Bimetal‐Doped Boron Nitride Electrocatalyst for Nitrogen Reduction Reaction: A Theoretical Design

The electrocatalytic nitrogen reduction reaction (NRR) is a green, low-energy alternative to the Haber-Bosch process. This study constructed dual unsaturated vacancies on a stable B₄N₄ monolayer and designed a B₃N₄ substrate. The calculation shows that the B₃N₄ structure has a great stability. The dual atom catalysts (DACs) were constructed through bimetallic doping, denoted as TM₁TM₂@B₃N₄, for the NRR using a theoretical high-throughput screening integrated with density functional theory (DFT) calculations.

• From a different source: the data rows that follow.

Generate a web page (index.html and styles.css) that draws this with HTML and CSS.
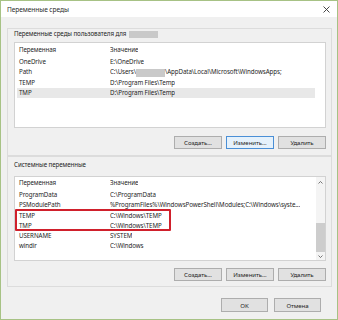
FILE: index.html
```html
<!DOCTYPE html>
<html>

<head>
  <title>Переменные среды</title>
  <link rel="stylesheet" href="styles.css">
</head>

<body>
  <div class="window">
    <!-- Title bar -->
    <div class="titlebar">
      <span class="title">Переменные среды</span>
      <svg class="close" width="7" height="7" viewBox="0 0 7 7">
        <path d="M0.5 0.5 L6.5 6.5 M6.5 0.5 L0.5 6.5" stroke="#333" stroke-width="0.9" fill="none"/>
      </svg>
    </div>

    <div class="content">
      <!-- User variables -->
      <div class="panel panel-user">
        <div class="panel-label">Переменные среды пользователя для <span class="masked label-mask"></span></div>
        <div class="list list-user">
          <div class="rows">
            <div class="row head"><span class="col-name">Переменная</span><span class="col-value">Значение</span></div>
            <div class="row"><span class="col-name">OneDrive</span><span class="col-value">E:\OneDrive</span></div>
            <div class="row"><span class="col-name">Path</span><span class="col-value">C:\Users\<span class="masked path-mask"></span>\AppData\Local\Microsoft\WindowsApps;</span></div>
            <div class="row"><span class="col-name">TEMP</span><span class="col-value">D:\Program Files\Temp</span></div>
            <div class="row selected"><span class="col-name">TMP</span><span class="col-value">D:\Program Files\Temp</span></div>
          </div>
        </div>
        <div class="buttons">
          <button class="btn">Создать...</button>
          <button class="btn focused">Изменить...</button>
          <button class="btn">Удалить</button>
        </div>
      </div>

      <!-- System variables -->
      <div class="panel panel-system">
        <div class="panel-label">Системные переменные</div>
        <div class="list list-system">
          <div class="rows">
            <div class="row head"><span class="col-name">Переменная</span><span class="col-value">Значение</span></div>
            <div class="row"><span class="col-name">ProgramData</span><span class="col-value">C:\ProgramData</span></div>
            <div class="row"><span class="col-name">PSModulePath</span><span class="col-value">%ProgramFiles%\WindowsPowerShell\Modules;C:\Windows\syste...</span></div>
            <div class="row"><span class="col-name">TEMP</span><span class="col-value">C:\Windows\TEMP</span></div>
            <div class="row"><span class="col-name">TMP</span><span class="col-value">C:\Windows\TEMP</span></div>
            <div class="row"><span class="col-name">USERNAME</span><span class="col-value">SYSTEM</span></div>
            <div class="row"><span class="col-name">windir</span><span class="col-value">C:\Windows</span></div>
          </div>
          <div class="scrollbar">
            <div class="arrow arrow-up">
              <svg width="5" height="3" viewBox="0 0 5 3"><path d="M0.5 2.5 L2.5 0.5 L4.5 2.5" stroke="#555" stroke-width="0.8" fill="none"/></svg>
            </div>
            <div class="track"></div>
            <div class="thumb"></div>
            <div class="arrow arrow-down">
              <svg width="5" height="3" viewBox="0 0 5 3"><path d="M0.5 0.5 L2.5 2.5 L4.5 0.5" stroke="#555" stroke-width="0.8" fill="none"/></svg>
            </div>
          </div>
          <!-- Highlight annotation -->
          <div class="highlight"></div>
        </div>
        <div class="buttons">
          <button class="btn">Создать...</button>
          <button class="btn">Изменить...</button>
          <button class="btn">Удалить</button>
        </div>
      </div>

      <!-- Dialog buttons -->
      <div class="dialog-buttons">
        <button class="btn btn-ok">OK</button>
        <button class="btn btn-cancel">Отмена</button>
      </div>
    </div>
  </div>
</body>

</html>
```

FILE: styles.css
```css
/* Reset */
body,
button {
  margin: 0;
  padding: 0;
}

body {
  font-family: 'Noto Sans', sans-serif;
  font-size: 6.2px;
  letter-spacing: -0.08px;
  color: #1e1e1e;
  background-color: #f0f0f0;
}

.window {
  width: 338px;
  height: 320px;
  box-sizing: border-box;
  border: 1px solid #a7c285;
  /* Light green frame */
  background-color: #f0f0f0;
  display: flex;
  flex-direction: column;
}

.titlebar {
  height: 16px;
  background-color: #fff;
  display: flex;
  align-items: center;
  justify-content: space-between;
  padding: 0 7px 0 6px;
}

.title {
  font-size: 6.6px;
  color: #2b2b2b;
}

.content {
  flex: 1;
  padding: 11px 5px 0 6px;
  display: flex;
  flex-direction: column;
}

.panel {
  border: 1px solid #dcdcdc;
  padding: 0 5px 6px 6px;
  display: flex;
  flex-direction: column;
}

.panel-label {
  height: 10px;
  line-height: 10px;
  margin-bottom: 3px;
  display: flex;
  align-items: center;
  gap: 3px;
}

.panel-system {
  padding-top: 3px;
  padding-bottom: 5px;
}

.panel-system .panel-label {
  margin-bottom: 6px;
}

.masked {
  display: inline-block;
  background-color: #c9c9c9;
}

.label-mask {
  width: 29px;
  height: 7px;
}

.path-mask {
  width: 29px;
  height: 8px;
  vertical-align: middle;
}

.list {
  position: relative;
  background-color: #fff;
  border: 1px solid #d2d2d2;
  display: flex;
}

.list-user {
  height: 84px;
}

.list-system {
  height: 83px;
}

.rows {
  flex: 1;
  min-width: 0;
  padding-left: 2px;
  padding-right: 10px;
}

.row {
  height: 10.3px;
  line-height: 10.3px;
  display: flex;
  white-space: nowrap;
}

.row.head {
  height: 14px;
  line-height: 14px;
}

.list-system .row.head {
  height: 13px;
  line-height: 12px;
}

.row.selected {
  background-color: #e8e8e8;
}

.col-name {
  width: 91px;
  padding-left: 2px;
  flex-shrink: 0;
}

.col-value {
  overflow: hidden;
}

/* Scrollbar of the system list */
.scrollbar {
  width: 9px;
  display: flex;
  flex-direction: column;
  background-color: #f4f4f4;
}

.arrow {
  display: flex;
  align-items: center;
  justify-content: center;
}

.arrow-up {
  height: 10px;
}

.arrow-down {
  height: 8px;
}

.track {
  flex: 1;
}

.thumb {
  height: 29px;
  background-color: #cdcdcd;
}

/* Red annotation frame */
.highlight {
  position: absolute;
  left: 0;
  top: 32px;
  width: 152px;
  height: 18px;
  border: 2px solid #d0202c;
  border-radius: 1px;
}

.buttons {
  display: flex;
  justify-content: flex-end;
  gap: 4px;
  margin-top: 8px;
}

.panel-system .buttons {
  margin-top: 7px;
}

.btn {
  font-family: 'Noto Sans', sans-serif;
  font-size: 6.1px;
  letter-spacing: -0.08px;
  color: #1e1e1e;
  width: 48px;
  height: 13px;
  background-color: #e1e1e1;
  border: 1px solid #adadad;
  box-sizing: border-box;
}

.btn.focused {
  border-color: #4a8fd6;
  /* Blue focus frame */
  background-color: #e5f1fb;
}

.dialog-buttons {
  display: flex;
  justify-content: flex-end;
  gap: 6px;
  margin-top: 11px;
  padding-right: 11px;
}

.btn-ok,
.btn-cancel {
  width: 47px;
  height: 14px;
}
```
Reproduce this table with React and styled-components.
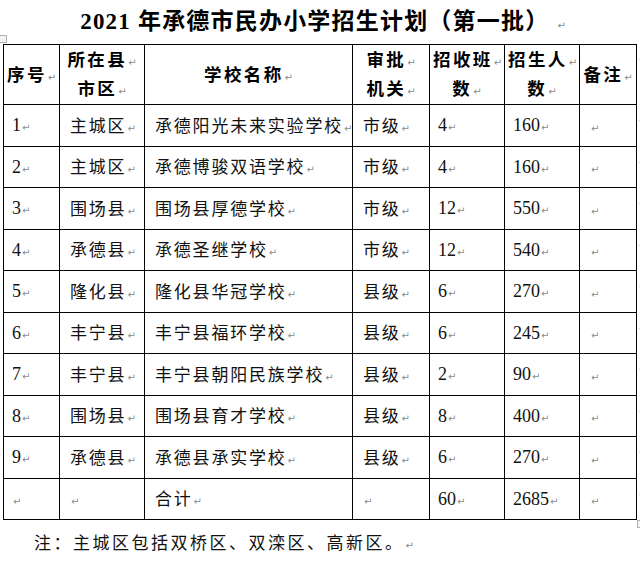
import React from 'react';
import styled, { createGlobalStyle } from 'styled-components';

const SCHOOLS = [
  { no: '1', area: '主城区', name: '承德阳光未来实验学校', level: '市级', classes: '4', students: '160' },
  { no: '2', area: '主城区', name: '承德博骏双语学校', level: '市级', classes: '4', students: '160' },
  { no: '3', area: '围场县', name: '围场县厚德学校', level: '市级', classes: '12', students: '550' },
  { no: '4', area: '承德县', name: '承德圣继学校', level: '市级', classes: '12', students: '540' },
  { no: '5', area: '隆化县', name: '隆化县华冠学校', level: '县级', classes: '6', students: '270' },
  { no: '6', area: '丰宁县', name: '丰宁县福环学校', level: '县级', classes: '6', students: '245' },
  { no: '7', area: '丰宁县', name: '丰宁县朝阳民族学校', level: '县级', classes: '2', students: '90' },
  { no: '8', area: '围场县', name: '围场县育才学校', level: '县级', classes: '8', students: '400' },
  { no: '9', area: '承德县', name: '承德县承实学校', level: '县级', classes: '6', students: '270' },
];

const HEADERS = [
  ['序号'],
  ['所在县', '市区'],
  ['学校名称'],
  ['审批', '机关'],
  ['招收班', '数'],
  ['招生人', '数'],
  ['备注'],
];

const COL_WIDTHS = [56, 85, 208, 77, 75, 75, 57];

const GlobalStyle = createGlobalStyle`
  body {
    margin: 0;
    background: #fff;
    color: #000;
    font-family: "Liberation Serif", "Noto Sans CJK SC", serif;
  }
`;

const Page = styled.div`
  width: 640px;
  height: 566px;
  overflow: hidden;
`;

const Title = styled.h1`
  margin: 0;
  height: 44px;
  padding: 2px 0 0 6px;
  box-sizing: border-box;
  line-height: 40px;
  text-align: center;
  font-size: 23px;
  font-weight: 700;
  letter-spacing: 1.2px;
`;

const Mark = styled.span`
  font-family: "DejaVu Sans", sans-serif;
  font-size: 10px;
  font-weight: 400;
  color: #8c8c8c;
  letter-spacing: 0;
  margin-left: 1px;
`;

const TitleMark = styled(Mark)`
  margin-left: 8px;
`;

const TableWrap = styled.div`
  position: relative;
  margin-left: 3px;
  width: 634px;
`;

const Handle = styled.span`
  position: absolute;
  width: 6px;
  height: 6px;
  border: 1px solid #b0b0b0;
  background: #f4f4f4;
  ${p => (p.$end ? 'right: -8px; bottom: -8px;' : 'left: -4px; top: -9px;')}
`;

const Table = styled.table`
  border-collapse: collapse;
  table-layout: fixed;
  width: 633px;
`;

const HeadRow = styled.tr`
  height: 52px;
`;

const Row = styled.tr`
  height: 41.5px;
`;

const HeadCell = styled.th`
  position: relative;
  border: 1px solid #000;
  padding: 1px 3px 0;
  text-align: center;
  vertical-align: middle;
  font-family: "Noto Sans CJK SC", sans-serif;
  font-size: 17.5px;
  font-weight: 700;
  letter-spacing: 2.4px;
  line-height: 25px;
  &:last-child::after {
    content: '↵';
    position: absolute;
    left: calc(100% + 3px);
    top: 2px;
    font-family: "DejaVu Sans", sans-serif;
    font-size: 9px;
    font-weight: 400;
    color: #999;
  }
`;

const Line = styled.div`
  white-space: nowrap;
`;

const Cell = styled.td`
  position: relative;
  border: 1px solid #000;
  padding: 3px 4px 0 ${p => (p.$num ? '8px' : '10px')};
  vertical-align: middle;
  white-space: nowrap;
  font-family: ${p => (p.$num ? '"Liberation Serif", serif' : '"Noto Sans CJK SC", sans-serif')};
  font-size: ${p => (p.$num ? '18px' : '17px')};
  letter-spacing: ${p => (p.$num ? '0' : '1.8px')};
  line-height: 22px;
  color: #111;
  &:last-child::after {
    content: '↵';
    position: absolute;
    left: calc(100% + 3px);
    top: 4px;
    font-family: "DejaVu Sans", sans-serif;
    font-size: 9px;
    color: #999;
  }
`;

const Note = styled.p`
  margin: 11px 0 0;
  padding-left: 34px;
  font-family: "Noto Sans CJK SC", sans-serif;
  font-size: 17px;
  letter-spacing: 2.5px;
  line-height: 22px;
  color: #111;
`;

const Text = ({ children }) => (
  <>
    {children}
    <Mark>↵</Mark>
  </>
);

const App = () => {
  const rows = [
    ...SCHOOLS,
    { no: '', area: '', name: '合计', level: '', classes: '60', students: '2685' },
  ];

  return (
    <Page>
      <GlobalStyle />
      <Title>
        2021 年承德市民办小学招生计划（第一批）<TitleMark>↵</TitleMark>
      </Title>
      <TableWrap>
        <Handle />
        <Table>
          <colgroup>
            {COL_WIDTHS.map((w, i) => (
              <col key={i} style={{ width: w }} />
            ))}
          </colgroup>
          <thead>
            <HeadRow>
              {HEADERS.map((lines, i) => (
                <HeadCell key={i}>
                  {lines.map(line => (
                    <Line key={line}>
                      <Text>{line}</Text>
                    </Line>
                  ))}
                </HeadCell>
              ))}
            </HeadRow>
          </thead>
          <tbody>
            {rows.map((r, i) => (
              <Row key={i}>
                <Cell $num><Text>{r.no}</Text></Cell>
                <Cell><Text>{r.area}</Text></Cell>
                <Cell><Text>{r.name}</Text></Cell>
                <Cell><Text>{r.level}</Text></Cell>
                <Cell $num><Text>{r.classes}</Text></Cell>
                <Cell $num><Text>{r.students}</Text></Cell>
                <Cell><Text></Text></Cell>
              </Row>
            ))}
          </tbody>
        </Table>
        <Handle $end />
      </TableWrap>
      <Note>
        <Text>注：主城区包括双桥区、双滦区、高新区。</Text>
      </Note>
    </Page>
  );
};

export default App;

The electrocatalytic NRR performance of the 91 designed DACs was systematically investigated. 4 heteronuclear systems CrZr@B₃N₄, CrHf@B₃N₄, MnNb@B₃N₄, and FeMo@B₃N₄ were screened out, which are promising NRR electrocatalysts with excellent NRR activities and selectivities using a 3+1 screening strategy. Notably, the designed CrZr@B₃N₄ demonstrates an outstanding performance with a low limiting potential of -0.16 V along the mixed pathway. Furthermore, a Cascading Associative-Dissociative (Cascading A-D) reaction mechanism is proposed in which N─N bond scission takes place immediately after the second proton-coupled electron transfer step (^*N₂H + H⁺ + e^- → ^*NH^*NH). This reaction mechanism was only observed in eight designed electrocatalysts with relatively low activities. This work provides a rational framework for designing high-performance NRR catalysts and efficient ammonia synthesis.